Том воспринял этот рассказ с полным доверием. Бернард, несомненно, слышал внутренний голос.
— С минуту я сидел в постели, наблюдая за Дерваттом. Он как бы плавал у меня в комнате — там, где я сплю и иногда пишу свои картины. — Бернард имел в виду картины Тафтса, не Дерватта.
— Он сказал: “Продолжай, Бернард. Я ни о чем не сожалею”. Очевидно, он имел в виду, что не сожалеет о самоубийстве, а мне пожелал просто жить дальше. То есть, — Бернард впервые с тех пор, как начал свой рассказ, взглянул на Тома, — он хотел сказать “живи, пока живется, пока судьба позволяет тебе жить”. Иначе говоря, это не в моей власти.
— У Дерватта… — Том поколебался. — У Дерватта было развито чувство юмора. Джефф говорит, что Дерватту могло бы понравиться, что ты подделываешь его с таким успехом. — Это замечание, к счастью, не вызвало у Бернарда протеста.
— До определенного предела. Да, он мог бы отнестись к подделкам как к профессиональной шутке. Чего он не принял бы — так это извлечения материальной выгоды из этого. Деньги могли точно так же побудить его к самоубийству, как и их отсутствие.
Том почувствовал, что мысли Бернарда приняли прежнее направление, враждебное ему, Тому.

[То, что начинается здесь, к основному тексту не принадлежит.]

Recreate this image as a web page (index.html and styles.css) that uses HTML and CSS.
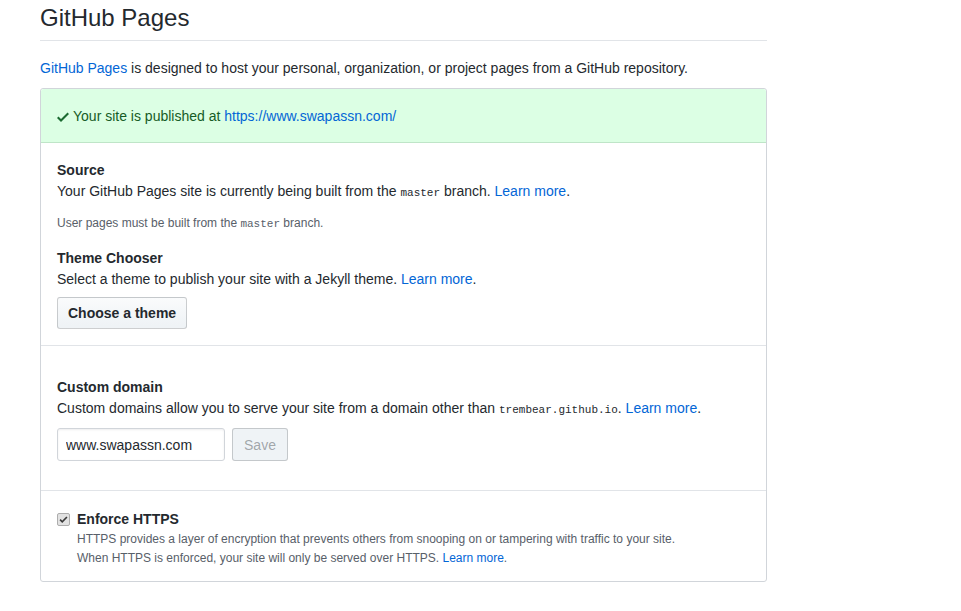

Может быть, распрощаться на этом и пожелать Бернарду спокойной ночи? Или он воспримет это как оскорбление?
— Эти чертовы ищейки прибудут ни свет ни заря, — сказал он. — Наверное, пора ложиться спать.

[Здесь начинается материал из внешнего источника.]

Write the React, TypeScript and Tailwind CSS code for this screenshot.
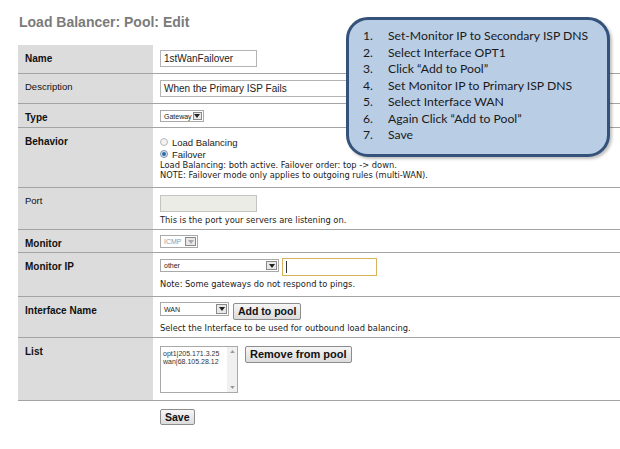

Бернард наклонился вперед.
— Ты не понял, что я имел в виду, когда сказал, что это провал. С этим инспектором, я имею в виду, — когда я пытался объяснить ему, кто такой Дерватт.

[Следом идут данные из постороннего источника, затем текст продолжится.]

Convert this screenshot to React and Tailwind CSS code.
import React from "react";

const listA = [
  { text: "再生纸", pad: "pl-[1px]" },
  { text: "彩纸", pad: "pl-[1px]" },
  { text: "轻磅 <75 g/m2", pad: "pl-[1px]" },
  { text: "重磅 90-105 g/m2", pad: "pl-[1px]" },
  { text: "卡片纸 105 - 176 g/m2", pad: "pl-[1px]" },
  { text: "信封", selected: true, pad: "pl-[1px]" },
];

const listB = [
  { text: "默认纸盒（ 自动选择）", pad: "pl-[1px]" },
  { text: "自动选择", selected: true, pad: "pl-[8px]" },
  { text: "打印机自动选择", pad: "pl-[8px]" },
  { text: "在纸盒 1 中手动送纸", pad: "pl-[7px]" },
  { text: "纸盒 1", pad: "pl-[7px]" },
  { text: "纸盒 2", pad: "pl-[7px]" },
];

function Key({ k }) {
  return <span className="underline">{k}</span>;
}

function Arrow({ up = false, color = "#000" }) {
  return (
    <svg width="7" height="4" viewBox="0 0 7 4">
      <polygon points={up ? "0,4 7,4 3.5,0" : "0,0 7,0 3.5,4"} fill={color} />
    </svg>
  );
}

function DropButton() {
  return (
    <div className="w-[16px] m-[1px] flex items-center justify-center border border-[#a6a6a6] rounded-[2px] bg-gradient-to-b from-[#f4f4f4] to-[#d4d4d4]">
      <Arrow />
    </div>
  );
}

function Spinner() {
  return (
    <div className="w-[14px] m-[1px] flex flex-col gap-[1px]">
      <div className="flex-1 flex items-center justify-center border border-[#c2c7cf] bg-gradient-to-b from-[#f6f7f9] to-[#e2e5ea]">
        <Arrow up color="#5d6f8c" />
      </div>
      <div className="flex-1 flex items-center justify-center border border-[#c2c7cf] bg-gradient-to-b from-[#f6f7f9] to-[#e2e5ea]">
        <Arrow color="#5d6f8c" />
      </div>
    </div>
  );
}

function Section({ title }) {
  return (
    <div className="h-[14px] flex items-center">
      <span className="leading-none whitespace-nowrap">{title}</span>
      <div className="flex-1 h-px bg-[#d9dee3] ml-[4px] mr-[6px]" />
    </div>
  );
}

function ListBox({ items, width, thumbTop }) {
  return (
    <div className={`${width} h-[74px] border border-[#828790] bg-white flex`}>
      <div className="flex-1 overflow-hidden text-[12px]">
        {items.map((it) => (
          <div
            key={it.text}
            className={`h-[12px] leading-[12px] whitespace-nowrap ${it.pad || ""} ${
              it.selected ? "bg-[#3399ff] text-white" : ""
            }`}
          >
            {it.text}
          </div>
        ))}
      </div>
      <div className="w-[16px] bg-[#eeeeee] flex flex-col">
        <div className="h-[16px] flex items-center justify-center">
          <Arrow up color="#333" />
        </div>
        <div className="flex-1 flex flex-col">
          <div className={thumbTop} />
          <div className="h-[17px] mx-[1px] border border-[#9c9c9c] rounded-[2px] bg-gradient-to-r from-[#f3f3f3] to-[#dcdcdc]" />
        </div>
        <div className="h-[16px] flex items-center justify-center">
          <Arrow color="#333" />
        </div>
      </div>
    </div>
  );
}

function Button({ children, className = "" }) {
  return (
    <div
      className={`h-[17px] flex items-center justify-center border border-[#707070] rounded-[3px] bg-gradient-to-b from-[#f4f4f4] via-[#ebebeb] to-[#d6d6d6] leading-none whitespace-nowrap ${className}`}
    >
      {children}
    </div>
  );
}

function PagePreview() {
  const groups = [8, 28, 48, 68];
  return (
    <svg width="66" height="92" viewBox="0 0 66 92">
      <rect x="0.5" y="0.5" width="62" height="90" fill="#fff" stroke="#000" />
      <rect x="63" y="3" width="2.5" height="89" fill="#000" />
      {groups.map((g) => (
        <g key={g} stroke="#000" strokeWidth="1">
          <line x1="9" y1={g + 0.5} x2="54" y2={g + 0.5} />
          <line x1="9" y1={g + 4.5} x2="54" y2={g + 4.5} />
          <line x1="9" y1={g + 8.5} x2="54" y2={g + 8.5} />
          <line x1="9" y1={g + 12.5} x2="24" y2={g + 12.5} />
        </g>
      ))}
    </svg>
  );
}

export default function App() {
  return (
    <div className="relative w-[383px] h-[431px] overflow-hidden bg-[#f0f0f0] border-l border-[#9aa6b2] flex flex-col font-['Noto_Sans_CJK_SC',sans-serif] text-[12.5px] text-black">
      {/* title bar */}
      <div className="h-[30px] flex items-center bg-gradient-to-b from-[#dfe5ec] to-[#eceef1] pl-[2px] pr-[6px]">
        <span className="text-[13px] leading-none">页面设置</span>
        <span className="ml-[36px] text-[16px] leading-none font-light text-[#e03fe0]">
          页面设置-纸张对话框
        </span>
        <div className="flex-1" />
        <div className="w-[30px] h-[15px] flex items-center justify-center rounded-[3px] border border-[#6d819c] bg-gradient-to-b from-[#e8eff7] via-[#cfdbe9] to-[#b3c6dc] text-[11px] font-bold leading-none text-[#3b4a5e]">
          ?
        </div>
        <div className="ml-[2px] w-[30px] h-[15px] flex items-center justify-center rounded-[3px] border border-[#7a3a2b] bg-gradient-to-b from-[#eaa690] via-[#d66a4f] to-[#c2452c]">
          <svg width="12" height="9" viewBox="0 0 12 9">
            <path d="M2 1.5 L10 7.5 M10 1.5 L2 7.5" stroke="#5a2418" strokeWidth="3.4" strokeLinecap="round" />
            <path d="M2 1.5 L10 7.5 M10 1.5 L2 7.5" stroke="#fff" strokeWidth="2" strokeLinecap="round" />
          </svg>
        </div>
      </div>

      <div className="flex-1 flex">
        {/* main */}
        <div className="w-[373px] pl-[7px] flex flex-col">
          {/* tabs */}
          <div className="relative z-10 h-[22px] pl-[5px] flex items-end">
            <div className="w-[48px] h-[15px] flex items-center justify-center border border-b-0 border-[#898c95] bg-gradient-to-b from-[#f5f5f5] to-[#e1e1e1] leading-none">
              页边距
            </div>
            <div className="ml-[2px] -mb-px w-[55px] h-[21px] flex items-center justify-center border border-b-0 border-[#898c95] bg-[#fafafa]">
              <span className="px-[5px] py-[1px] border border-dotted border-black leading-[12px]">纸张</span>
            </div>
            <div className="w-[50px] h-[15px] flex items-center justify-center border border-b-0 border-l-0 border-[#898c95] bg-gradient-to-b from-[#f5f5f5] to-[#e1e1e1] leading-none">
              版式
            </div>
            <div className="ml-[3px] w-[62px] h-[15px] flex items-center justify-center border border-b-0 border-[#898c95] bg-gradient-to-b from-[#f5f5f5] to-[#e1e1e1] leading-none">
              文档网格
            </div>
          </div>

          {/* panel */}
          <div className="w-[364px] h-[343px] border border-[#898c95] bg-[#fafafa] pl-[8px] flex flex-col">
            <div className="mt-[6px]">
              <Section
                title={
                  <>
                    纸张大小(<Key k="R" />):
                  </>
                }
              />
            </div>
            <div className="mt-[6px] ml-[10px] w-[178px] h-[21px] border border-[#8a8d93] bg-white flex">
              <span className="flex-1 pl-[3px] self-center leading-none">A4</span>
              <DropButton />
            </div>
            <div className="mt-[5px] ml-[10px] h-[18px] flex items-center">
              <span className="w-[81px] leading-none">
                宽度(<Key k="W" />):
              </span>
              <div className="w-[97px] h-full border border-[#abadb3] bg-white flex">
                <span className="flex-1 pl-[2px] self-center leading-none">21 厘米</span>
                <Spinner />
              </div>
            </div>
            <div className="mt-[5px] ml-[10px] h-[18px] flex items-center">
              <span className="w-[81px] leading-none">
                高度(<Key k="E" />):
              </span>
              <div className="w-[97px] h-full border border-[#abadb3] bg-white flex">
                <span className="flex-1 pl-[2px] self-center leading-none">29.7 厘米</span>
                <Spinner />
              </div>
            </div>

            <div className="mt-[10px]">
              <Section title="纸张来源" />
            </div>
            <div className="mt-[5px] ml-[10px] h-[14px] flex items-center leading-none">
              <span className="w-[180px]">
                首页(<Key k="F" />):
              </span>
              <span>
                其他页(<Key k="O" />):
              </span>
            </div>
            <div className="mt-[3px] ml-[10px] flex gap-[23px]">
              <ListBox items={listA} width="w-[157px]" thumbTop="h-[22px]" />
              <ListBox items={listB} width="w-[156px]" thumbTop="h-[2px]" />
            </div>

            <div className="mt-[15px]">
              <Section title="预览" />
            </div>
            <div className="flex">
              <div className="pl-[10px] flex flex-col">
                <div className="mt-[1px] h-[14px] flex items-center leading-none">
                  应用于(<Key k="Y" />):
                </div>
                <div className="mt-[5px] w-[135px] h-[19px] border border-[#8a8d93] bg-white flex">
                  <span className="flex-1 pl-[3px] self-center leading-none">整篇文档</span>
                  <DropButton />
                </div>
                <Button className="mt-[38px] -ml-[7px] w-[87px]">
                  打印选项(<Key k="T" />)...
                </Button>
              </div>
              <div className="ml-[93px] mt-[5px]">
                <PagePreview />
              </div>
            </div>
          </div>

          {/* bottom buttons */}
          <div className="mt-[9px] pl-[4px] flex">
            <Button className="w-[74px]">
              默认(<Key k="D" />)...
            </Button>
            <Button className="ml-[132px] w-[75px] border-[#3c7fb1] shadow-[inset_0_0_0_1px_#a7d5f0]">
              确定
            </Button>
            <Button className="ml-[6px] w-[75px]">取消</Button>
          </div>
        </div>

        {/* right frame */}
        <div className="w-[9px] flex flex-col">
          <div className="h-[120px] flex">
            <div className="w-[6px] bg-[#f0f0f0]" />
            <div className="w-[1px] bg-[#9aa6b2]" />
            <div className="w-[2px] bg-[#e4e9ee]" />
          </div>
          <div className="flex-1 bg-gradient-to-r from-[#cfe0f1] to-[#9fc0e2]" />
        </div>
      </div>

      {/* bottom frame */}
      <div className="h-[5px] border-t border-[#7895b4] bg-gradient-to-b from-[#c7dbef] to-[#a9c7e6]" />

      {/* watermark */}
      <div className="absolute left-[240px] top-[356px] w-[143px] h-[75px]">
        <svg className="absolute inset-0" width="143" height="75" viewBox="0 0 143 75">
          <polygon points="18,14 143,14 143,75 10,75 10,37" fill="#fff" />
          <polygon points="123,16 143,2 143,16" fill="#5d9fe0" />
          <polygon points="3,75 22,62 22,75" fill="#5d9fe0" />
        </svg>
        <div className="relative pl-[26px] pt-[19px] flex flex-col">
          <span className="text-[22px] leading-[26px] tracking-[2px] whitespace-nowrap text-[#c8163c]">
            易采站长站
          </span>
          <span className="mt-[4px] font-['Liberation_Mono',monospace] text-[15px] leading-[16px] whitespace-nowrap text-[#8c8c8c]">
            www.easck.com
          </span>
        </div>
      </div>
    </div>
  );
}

— Но никакого провала не было. Крис понял тебя прекрасно. И Уэбстер сказал, что это впечатляет.
— И после этого все равно не отказался от мысли, что фальсификация творится с ведома и одобрения Дерватта. Я не смог даже объяснить ему, что за человек был Дерватт. Я пытался изо всех сил, но провалился.
— У инспектора совершенно определенная цель. Он ищет Мёрчисона, а вовсе не Дерватта, — сказал Том, но понял, что направить мысли Бернарда в нужное русло ему не удастся. — Ну, все. Я пошел спать.
У себя в комнате Том надел пижаму. Приоткрыл сверху окно на сантиметр и лег в постель, которую мадам Аннет на ночь сегодня не застилала. Он чувствовал какую-то тревогу и подумал, не запереть ли дверь. Но это, пожалуй, глупо. Или разумно? Во всяком случае, это было похоже на трусость. Том не стал запираться. Он принялся было за “Социальную историю Англии” Тревильяна, которую дочитал уже до середины, но затем отложил ее и взял вместо этого словарь Харрапа. Открыл слово to forge [60]. Старофранцузское forge означало мастерскую, faber — мастерового. Во французском forge имело отношение только к обработке металла, a forgery [61], передавалось на французском как falsification [62] или как contrefacon [63]. Все это Тому было известно. Он закрыл словарь.